*Exercise aim*
Would you pull out every line of the material that contains the string "components"?
----
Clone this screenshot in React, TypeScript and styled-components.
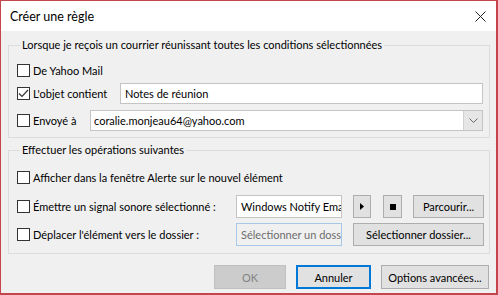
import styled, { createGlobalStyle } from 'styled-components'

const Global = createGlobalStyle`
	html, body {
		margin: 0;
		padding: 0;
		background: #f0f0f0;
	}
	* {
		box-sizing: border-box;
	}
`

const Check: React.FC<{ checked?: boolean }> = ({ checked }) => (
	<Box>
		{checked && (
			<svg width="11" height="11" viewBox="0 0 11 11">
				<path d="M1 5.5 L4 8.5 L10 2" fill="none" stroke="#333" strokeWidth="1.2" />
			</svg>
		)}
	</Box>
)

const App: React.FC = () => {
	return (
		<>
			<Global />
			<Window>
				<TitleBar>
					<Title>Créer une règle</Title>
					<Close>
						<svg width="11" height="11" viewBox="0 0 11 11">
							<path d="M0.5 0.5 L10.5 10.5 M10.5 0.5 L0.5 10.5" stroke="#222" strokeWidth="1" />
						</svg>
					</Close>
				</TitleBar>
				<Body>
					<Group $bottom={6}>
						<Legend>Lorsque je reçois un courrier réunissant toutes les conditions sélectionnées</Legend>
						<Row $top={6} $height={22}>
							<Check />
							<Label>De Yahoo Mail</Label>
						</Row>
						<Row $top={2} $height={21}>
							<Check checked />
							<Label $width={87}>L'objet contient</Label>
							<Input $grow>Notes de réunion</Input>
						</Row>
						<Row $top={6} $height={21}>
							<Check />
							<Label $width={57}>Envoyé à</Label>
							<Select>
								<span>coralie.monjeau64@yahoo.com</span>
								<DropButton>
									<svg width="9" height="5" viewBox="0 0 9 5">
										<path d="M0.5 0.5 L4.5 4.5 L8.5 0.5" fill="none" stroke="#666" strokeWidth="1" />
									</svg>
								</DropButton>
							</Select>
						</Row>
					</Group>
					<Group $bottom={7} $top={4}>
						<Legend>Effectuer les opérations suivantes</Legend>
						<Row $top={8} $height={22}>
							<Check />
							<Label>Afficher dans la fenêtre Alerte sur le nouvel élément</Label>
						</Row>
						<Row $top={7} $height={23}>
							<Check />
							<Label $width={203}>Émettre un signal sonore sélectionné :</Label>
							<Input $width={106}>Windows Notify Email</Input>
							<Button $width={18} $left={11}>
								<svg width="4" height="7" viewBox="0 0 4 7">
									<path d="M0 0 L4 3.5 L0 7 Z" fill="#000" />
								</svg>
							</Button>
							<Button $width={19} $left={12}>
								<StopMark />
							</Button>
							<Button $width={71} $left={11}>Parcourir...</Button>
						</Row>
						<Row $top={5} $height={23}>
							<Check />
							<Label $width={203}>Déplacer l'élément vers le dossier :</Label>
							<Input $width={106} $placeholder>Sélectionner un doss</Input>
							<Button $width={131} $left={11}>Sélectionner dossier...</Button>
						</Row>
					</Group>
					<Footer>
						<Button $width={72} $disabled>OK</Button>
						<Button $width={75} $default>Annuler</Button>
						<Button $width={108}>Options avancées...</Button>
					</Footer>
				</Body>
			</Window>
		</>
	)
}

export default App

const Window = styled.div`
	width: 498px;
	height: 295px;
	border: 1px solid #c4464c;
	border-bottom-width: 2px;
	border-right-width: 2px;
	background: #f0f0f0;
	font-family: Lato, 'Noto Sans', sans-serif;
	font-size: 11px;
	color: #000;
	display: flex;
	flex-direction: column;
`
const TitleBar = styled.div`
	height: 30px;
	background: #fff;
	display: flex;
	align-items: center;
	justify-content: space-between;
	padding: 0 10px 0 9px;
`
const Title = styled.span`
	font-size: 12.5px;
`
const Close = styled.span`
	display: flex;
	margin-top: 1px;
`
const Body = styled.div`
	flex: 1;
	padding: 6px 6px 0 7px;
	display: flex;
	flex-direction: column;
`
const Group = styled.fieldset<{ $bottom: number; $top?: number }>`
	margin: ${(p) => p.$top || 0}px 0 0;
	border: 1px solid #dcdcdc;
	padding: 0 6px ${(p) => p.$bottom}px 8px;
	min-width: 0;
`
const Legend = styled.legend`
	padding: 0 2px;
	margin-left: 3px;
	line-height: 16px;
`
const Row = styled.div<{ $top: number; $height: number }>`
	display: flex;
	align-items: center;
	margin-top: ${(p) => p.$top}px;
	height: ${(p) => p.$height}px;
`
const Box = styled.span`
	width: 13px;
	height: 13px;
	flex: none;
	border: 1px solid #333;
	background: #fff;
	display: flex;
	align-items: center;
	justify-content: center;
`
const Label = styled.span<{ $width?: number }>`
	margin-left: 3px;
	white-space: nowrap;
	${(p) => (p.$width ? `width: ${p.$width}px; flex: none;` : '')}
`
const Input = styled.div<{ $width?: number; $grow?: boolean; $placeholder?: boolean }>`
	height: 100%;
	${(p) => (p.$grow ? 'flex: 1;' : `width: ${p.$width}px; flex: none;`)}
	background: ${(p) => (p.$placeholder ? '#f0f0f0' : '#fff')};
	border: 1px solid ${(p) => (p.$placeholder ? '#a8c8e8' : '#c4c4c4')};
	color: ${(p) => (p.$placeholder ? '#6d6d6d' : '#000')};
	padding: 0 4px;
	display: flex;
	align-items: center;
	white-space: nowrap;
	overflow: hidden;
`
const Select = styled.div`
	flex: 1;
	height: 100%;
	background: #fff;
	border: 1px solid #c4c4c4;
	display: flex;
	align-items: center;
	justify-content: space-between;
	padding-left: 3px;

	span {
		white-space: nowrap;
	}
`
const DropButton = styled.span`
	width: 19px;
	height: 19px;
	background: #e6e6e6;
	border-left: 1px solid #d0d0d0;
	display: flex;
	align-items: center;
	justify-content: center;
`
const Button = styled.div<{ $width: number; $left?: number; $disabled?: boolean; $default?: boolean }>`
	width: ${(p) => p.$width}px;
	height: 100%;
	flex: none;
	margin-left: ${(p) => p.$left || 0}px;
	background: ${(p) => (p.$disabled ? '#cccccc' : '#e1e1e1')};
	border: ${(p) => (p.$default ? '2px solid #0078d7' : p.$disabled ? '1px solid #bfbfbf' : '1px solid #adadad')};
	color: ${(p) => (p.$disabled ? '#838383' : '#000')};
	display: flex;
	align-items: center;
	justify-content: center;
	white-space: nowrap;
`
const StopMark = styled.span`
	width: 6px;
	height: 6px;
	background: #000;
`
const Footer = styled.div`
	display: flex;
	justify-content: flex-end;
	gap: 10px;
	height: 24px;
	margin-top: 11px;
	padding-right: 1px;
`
----
*Written response*
Clone this screenshot in React, TypeScript and styled-components.
import styled, { createGlobalStyle } from 'styled-components'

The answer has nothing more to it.